A long-term client who owns a waste and recycling company approached us about installing a new water main. The company, situated in the West Midlands, has a zero-to-landfill strategy. Every piece of business waste that arrives at the site is recycled.

The location has a complicated recycling operation. When waste arrives at the plant, it is put into a giant shredder. The waste is crushed into little bits, which fall onto a conveyor. A network of conveyors transports waste through the production facility. Water from a water main is incorporated in case of fire.

Powerful magnets are used to recover steel and other magnetic materials. An eddy current separator is used to extract nonferrous elements such as aluminium. A network of pressurised air jets is used to remove cardboard and paper. Other materials are segregated around the plant.

All the recyclable materials that are removed are fed into various storage areas. These are stored before being later sold for recycling.

The factory is extremely efficient and processes a massive volume of waste every day. Lithium batteries provide a significant risk to the operation. Water from a water main is used for fire suppression.

In the United Kingdom, an estimated five million throwaway vapes are discarded each year. The vast majority of vapes will end up at a local waste recycling centre like this one.

When a lithium battery enters the shredder, it, like the rest of the debris in the hopper, is shredded into smaller bits.

Electrolytes escape from the lithium battery when it is punctured. This generates a chemical reaction that produces heat. This heat subsequently ignites the waste around the battery.

Thermal runaway occurs and the lithium continues to burn.

A unique camera that detects fire is located above the shredder hopper. When a fire is detected, a valve is activated, and water poured into the shredder and onto the conveyor belt from a water main.

Water is utilised to dampen the waste surrounding the lithium while it continues to self-combust and burn. A conveyor modification allows the burning lithium to be channelled into a sand-filled container where it may be dealt with safely.

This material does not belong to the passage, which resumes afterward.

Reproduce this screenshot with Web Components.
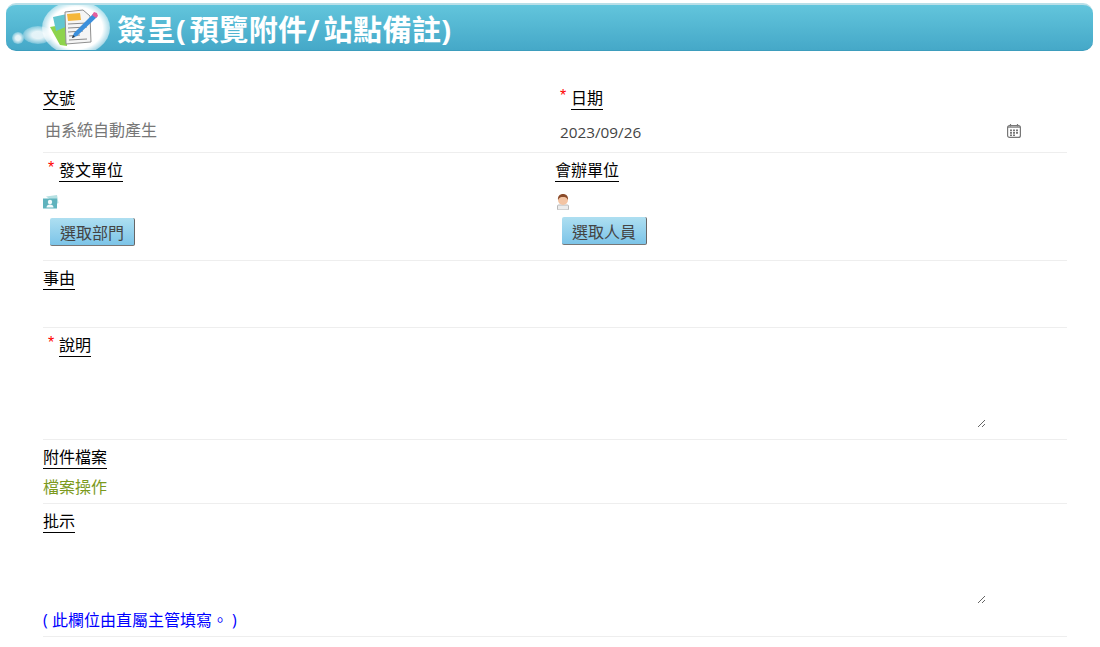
<!DOCTYPE html>
<html lang="zh-Hant">
<head>
<meta charset="utf-8">
<title>簽呈</title>
<style>
html, body { margin: 0; padding: 0; background: #fff; }
body { font-family: "Open Sans", "Noto Sans CJK TC", sans-serif; font-size: 16px; color: #333; }
</style>
</head>
<body>
<sign-form></sign-form>

<script>
const FONT = '"Open Sans", "Noto Sans CJK TC", sans-serif';

class TitleBanner extends HTMLElement {
    constructor() {
        super();
        this.attachShadow({mode: 'open'});
        this.shadowRoot.innerHTML = `
        <style>
        :host { display: block; height: 51px; padding: 3px 7px 0 6px; box-sizing: border-box; }
        .bar {
            position: relative; height: 48px; box-sizing: border-box; overflow: hidden;
            display: flex; align-items: center; padding-left: 111px;
            border-radius: 10px;
            border-top: 2px solid #b9dfe8;
            border-bottom: 1px solid #3d9dbd;
            background: linear-gradient(#62c5dc, #45a8c8);
            color: #fff; font-size: 29px; font-weight: 700; line-height: 1;
        }
        svg { position: absolute; left: 0; top: -2px; }
        span { position: relative; padding-top: 4px; }
        </style>
        <div class="bar">
            <svg width="112" height="48" viewBox="6 3 112 48">
                <defs>
                    <radialGradient id="cl"><stop offset="0.78" stop-color="#fff"/><stop offset="1" stop-color="#fff" stop-opacity="0.5"/></radialGradient>
                    <radialGradient id="sm"><stop offset="0.4" stop-color="#fff" stop-opacity="0.85"/><stop offset="1" stop-color="#fff" stop-opacity="0.25"/></radialGradient>
                </defs>
                <circle cx="18" cy="38" r="6" fill="url(#sm)"/>
                <ellipse cx="38" cy="35" rx="15" ry="9" fill="url(#sm)"/>
                <ellipse cx="76" cy="28" rx="34" ry="27" fill="url(#cl)"/>
                <path d="M50 27l17-3v22l-7-1z" fill="#8ed34c"/>
                <path d="M53 17l14-3 1 12-12 5z" fill="#62c6d0"/>
                <path d="M65 12l18-2 7 6 1 26-25 2z" fill="#f5f5f5" stroke="#8f8f8f" stroke-width="1"/>
                <path d="M67 14l13-1 1 7-13 1z" fill="#f5b73a"/>
                <path d="M68 24l19-1M68 28l19-1M68 32l15-1M69 36l11-1M69 40l18-1" stroke="#8a8a8a" stroke-width="1"/>
                <path d="M93 14l4 3-20 19-5 2 2-5z" fill="#3a8fdc"/>
                <path d="M92 15l2-3 3 1 1 3-2 2z" fill="#e4609f"/>
                <path d="M72 38l1-3 2 2z" fill="#333"/>
            </svg>
            <span><slot></slot></span>
        </div>`;
    }
}

class FieldLabel extends HTMLElement {
    constructor() {
        super();
        this.attachShadow({mode: 'open'});
        this.shadowRoot.innerHTML = `
        <style>
        :host { display: flex; width: max-content; align-items: flex-start; color: #000; font-size: 16px; line-height: 20px; }
        .mark { color: #f00; width: 16px; padding-left: 5px; box-sizing: border-box; font: 16px/15px "Liberation Sans", sans-serif; }
        .text { border-bottom: 1px solid #000; height: 21px; }
        </style>
        <span class="mark"></span><span class="text"><slot></slot></span>`;
    }
    connectedCallback() {
        const mark = this.shadowRoot.querySelector('.mark');
        if (this.hasAttribute('required')) mark.textContent = '*';
        else mark.remove();
    }
}

class PickButton extends HTMLElement {
    constructor() {
        super();
        this.attachShadow({mode: 'open'});
        this.shadowRoot.innerHTML = `
        <style>
        :host { display: block; width: max-content; }
        button {
            display: block; width: 85px; height: 28px; padding: 0; margin: 0; box-sizing: border-box;
            border: none; border-radius: 2px; font: 16px ${FONT}; color: #444;
            border-right: 1px solid #666; border-bottom: 1px solid #777;
            background: linear-gradient(#aedff1, #7cc4e8);
        }
        </style>
        <button type="button"><slot></slot></button>`;
    }
}

class FormRow extends HTMLElement {
    constructor() {
        super();
        this.attachShadow({mode: 'open'});
        this.shadowRoot.innerHTML = `
        <style>
        :host { display: grid; grid-template-columns: 512px 1fr; box-sizing: border-box; border-bottom: 1px solid #eee; }
        </style>
        <slot></slot>`;
    }
}

class SignForm extends HTMLElement {
    constructor() {
        super();
        this.attachShadow({mode: 'open'});
        this.shadowRoot.innerHTML = `
        <style>
        :host { display: block; font: 16px ${FONT}; color: #333; }
        main { padding: 0 33px 0 43px; }
        .cell { min-width: 0; }
        .full { grid-column: 1 / -1; }
        .title { letter-spacing: 0.45px; }
        .p { letter-spacing: 4px; }
        .r1 { height: 102px; padding-top: 37px; box-sizing: border-box; }
        .r2 { height: 108px; padding-top: 7px; }
        .r3 { height: 67px; padding-top: 7px; }
        .r4 { height: 112px; padding-top: 7px; }
        .r5 { height: 64px; padding-top: 7px; }
        .r6 { height: 133px; padding-top: 7px; }
        .value { margin: 10px 0 0 2px; color: #777; line-height: 20px; }
        .date { display: flex; align-items: center; margin: 12px 46px 0 5px; height: 20px; }
        .date span { flex: 1; color: #444; font-size: 15.3px; }
        .date svg { margin-top: -2px; }
        .icon { display: block; margin-top: 13px; }
        .btn { margin: 9px 0 0 7px; }
        .area { display: block; width: 943px; height: 60px; margin: 11px 0 0; padding: 0; border: none; outline: none; background: transparent; }
        .files { margin-top: 9px; color: #7c9a1e; line-height: 20px; }
        .hint { color: #00f; line-height: 20px; margin-top: 6px; }
        </style>
        <main>
            <title-banner class="title" style="margin:0 -33px 0 -43px">簽呈<span class="p">(</span>預覽附件<span class="p">/</span>站點備註<span class="p">)</span></title-banner>
            <form-row class="r1">
                <div class="cell"><field-label>文號</field-label><div class="value">由系統自動產生</div></div>
                <div class="cell"><field-label required>日期</field-label>
                    <div class="date"><span>2023/09/26</span>
                        <svg width="14" height="14" viewBox="0 0 14 14" fill="none">
                            <rect x="0.6" y="1.6" width="12.800" height="11.800" rx="2" stroke="#777" stroke-width="1.2"/>
                            <path d="M1 2.500h12v1.200H1z" fill="#777"/>
                            <path d="M3.500 0v2.500M10.500 0v2.500" stroke="#777" stroke-width="1.200"/>
                            <path d="M3 5.500h2v1.700H3zM6 5.500h2v1.700H6zM9 5.500h2v1.700H9zM3 8h2v1.700H3zM6 8h2v1.700H6zM9 8h2v1.700H9zM3 10.500h2v1.500H3zM6 10.500h2v1.500H6z" fill="#777"/>
                        </svg>
                    </div>
                </div>
            </form-row>
            <form-row class="r2">
                <div class="cell"><field-label required>發文單位</field-label>
                    <svg class="icon" width="16" height="14" viewBox="0 0 16 14">
                        <path d="M3 1.500L14 0l1.500 8-2 1z" fill="#b5e0e2"/>
                        <rect x="0" y="3.500" width="14" height="10" fill="#5fb3bd"/>
                        <circle cx="7" cy="7" r="2.200" fill="#f2fbfb"/>
                        <path d="M3.500 12.500c0-2 1.500-3 3.500-3s3.500 1 3.500 3z" fill="#f2fbfb"/>
                    </svg>
                    <pick-button class="btn">選取部門</pick-button>
                </div>
                <div class="cell"><field-label>會辦單位</field-label>
                    <svg class="icon" width="14" height="16" viewBox="0 0 14 16" style="margin:12px 0 0 1px">
                        <rect x="1.500" y="11" width="11" height="5" rx="1" fill="#ececec" stroke="#aaa" stroke-width="0.8"/>
                        <circle cx="7" cy="6" r="5" fill="#f3c4a3"/>
                        <path d="M2 6C1.500 2 4 0 7 0s5.500 2 5 6C11 3.500 9 3 7 3S3 3.500 2 6z" fill="#8a4b2a"/>
                    </svg>
                    <pick-button class="btn" style="margin-top:7px">選取人員</pick-button>
                </div>
            </form-row>
            <form-row class="r3"><div class="cell full"><field-label>事由</field-label></div></form-row>
            <form-row class="r4"><div class="cell full"><field-label required>說明</field-label>
                <textarea class="area"></textarea></div></form-row>
            <form-row class="r5"><div class="cell full"><field-label>附件檔案</field-label>
                <div class="files" style="margin-top:8px">檔案操作</div></div></form-row>
            <form-row class="r6"><div class="cell full"><field-label>批示</field-label>
                <textarea class="area"></textarea>
                <div class="hint">( 此欄位由直屬主管填寫。 )</div></div></form-row>
        </main>`;
    }
}

customElements.define('title-banner', TitleBanner);
customElements.define('field-label', FieldLabel);
customElements.define('pick-button', PickButton);
customElements.define('form-row', FormRow);
customElements.define('sign-form', SignForm);
</script>
</body>
</html>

The initial water main setup worked, but the customer wished to boost water flow whenever a fire was detected by the camera.

We installed a DN50 (2″) water main from the incoming main through to the shredder control valve.

The water main was installed in galvanised steel.

The client also asked us to provide some take offs from this main so that hose reels could be added at the back of the shredder.

Hose reels are used all over the plant for damping down combustible material. They are also used for regular clean ups.

Our operatives installed approximately 40 metres of galvanised water main which was fitted and tested before being put into service.

A shut down was arranged and we made the final connections to the machine and water main.

During testing the huge increase of water being distributed to the shredder and conveyor deluge nozzles was immediately obvious.

The increase in water causes a lot more material to become saturated and is already proving its effectiveness when lithium batteries enter the shredder. The client is very happy with the result especially the increase in protection against fire.

The client is currently considering extending the conveyor deluge system to further increase safety from fire at the plant.